1. Students can be directed to ask whether the person will do pictured activities (pictures represent various professions, travel destinations, getting married, different colleges, winning the lottery, buying a house, buying a car, etc.)
2. Students can be directed to ask whether the person did the pictured activities. I’ve used this with a unit on vacation, so the pictures showed people flying on an airplane, swimming, sailing, picking up shells, etc.
3. Students can be directed to ask whether the person would do the pictured activities if they won the lottery (pictures represent things that could be purchased, vacation destinations, etc.)
Note: When there is doubt as to what the pictures might represent, I include a copy of all of the pictures and phrase explaining what the pictures represents at the top of the handout.

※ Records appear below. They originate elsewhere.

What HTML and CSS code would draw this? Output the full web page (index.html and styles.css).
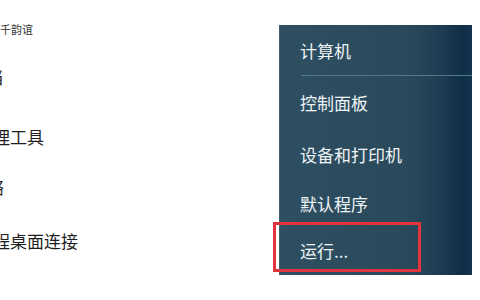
FILE: index.html
```html
<!DOCTYPE html>
<html lang="zh-CN">
<head>
  <meta charset="UTF-8" />
  <title>开始菜单</title>
  <link rel="stylesheet" href="styles.css">
</head>
<body>

<div class="start-menu">
  <!-- left list, clipped at the window edge -->
  <ul class="programs">
    <li class="prog prog-small">千韵谊</li>
    <li class="prog prog-docs">文档</li>
    <li class="prog prog-tools">管理工具</li>
    <li class="prog prog-net">网络</li>
    <li class="prog prog-remote">远程桌面连接</li>
  </ul>

  <!-- right blue panel -->
  <div class="places">
    <a href="#" class="place place-computer">计算机</a>
    <div class="sep"></div>
    <a href="#" class="place place-panel">控制面板</a>
    <a href="#" class="place place-devices">设备和打印机</a>
    <a href="#" class="place place-default">默认程序</a>
    <a href="#" class="place place-run">运行...</a>
    <div class="highlight"></div>
  </div>
</div>

</body>
</html>
```

FILE: styles.css
```css
* {
  margin: 0;
  padding: 0;
  box-sizing: border-box;
}
body {
  font-family: "Noto Sans CJK SC", "Noto Sans", sans-serif;
  background: #fff;
  width: 480px;
  height: 300px;
  overflow: hidden;
}
a {
  color: inherit;
  text-decoration: none;
}
.start-menu {
  display: flex;
  height: 300px;
}
.programs {
  list-style: none;
  width: 279px;
  overflow: hidden;
  color: #1e1e1e;
  font-size: 17px;
  white-space: nowrap;
}
.prog {
  line-height: 24px;
  height: 24px;
}
.prog-small {
  margin-top: 17px;
  font-size: 11px;
  color: #333;
}
.prog-docs {
  margin-top: 24px;
  margin-left: -31px;
}
.prog-tools {
  margin-top: 36px;
  margin-left: -24px;
}
.prog-net {
  margin-top: 26px;
  margin-left: -30px;
}
.prog-remote {
  margin-top: 30px;
  margin-left: -24px;
}
.places {
  position: relative;
  width: 193px;
  height: 250px;
  margin-top: 25px;
  background: linear-gradient(to right, #2e4f61 0%, #2a4a5c 65%, #1d3c52 85%, #0e2e47 95%, #14344f 100%);
  border-left: 1px solid #3e5e6e;
  color: #eef3f6;
  font-size: 17px;
  display: flex;
  flex-direction: column;
}
.place {
  display: flex;
  align-items: center;
  padding-left: 20px;
}
.place-computer { height: 50px; }
.place-panel { height: 53px; }
.place-devices { height: 51px; }
.place-default { height: 46px; }
.place-run { height: 49px; }
.sep {
  height: 1px;
  margin-left: 21px;
  background: #52788a;
}
.highlight {
  position: absolute;
  left: -7px;
  top: 197px;
  width: 148px;
  height: 50px;
  border: 3px solid #e2343c;
}
```
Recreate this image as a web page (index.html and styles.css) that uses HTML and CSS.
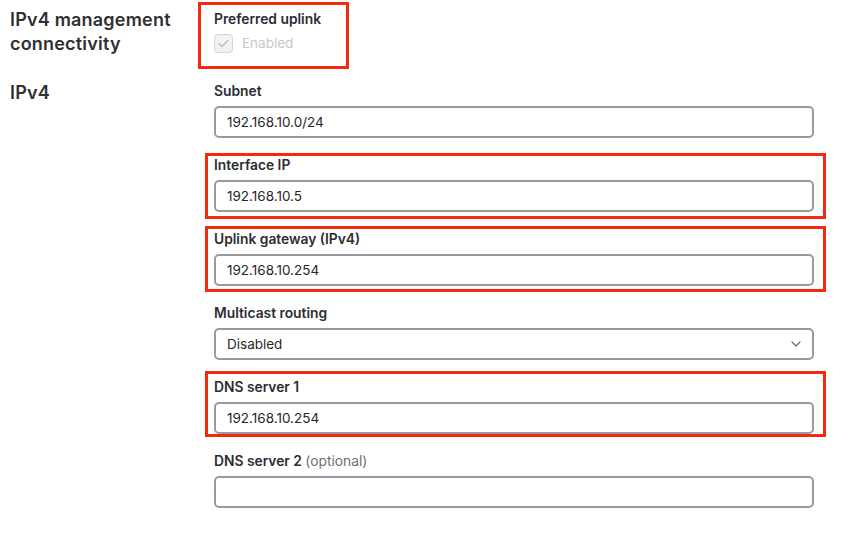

Qui suis-je/Qu’est-ce que je suis?
How to play
The teacher groups the students in pairs and attaches a paper with a word or picture on one student in each pair. This student must ask his/her partner questions in order to guess what is written/shown on his back.
How to prepare
As it is traditionally described, this game involves taping the papers to the students’ backs. As a result, I never used this game because of the amount of transition time required to make the papers, add tape to the pictures, and attach the papers to the students, none of which could be done in advance because there was no way to store 30 pieces of paper with tape on them. Recently I saw someone describe the same game, but instead of tape, the paper was placed in a blank ID badge holder (see below), that the kids wore so that it hung on their back. I was able to get a class set of these for only a few dollars, and I’ll use yarn to hang them rather than a lanyard, to save money.
In addition to typical novice vocabulary themes, I thought this game might work well for more content-based units that I use with my French 3 classes such as artists (or paintings), endangered animals, historical figures, Fairy Tales, etc.
What games do you use to develop your students’ interpersonal communication?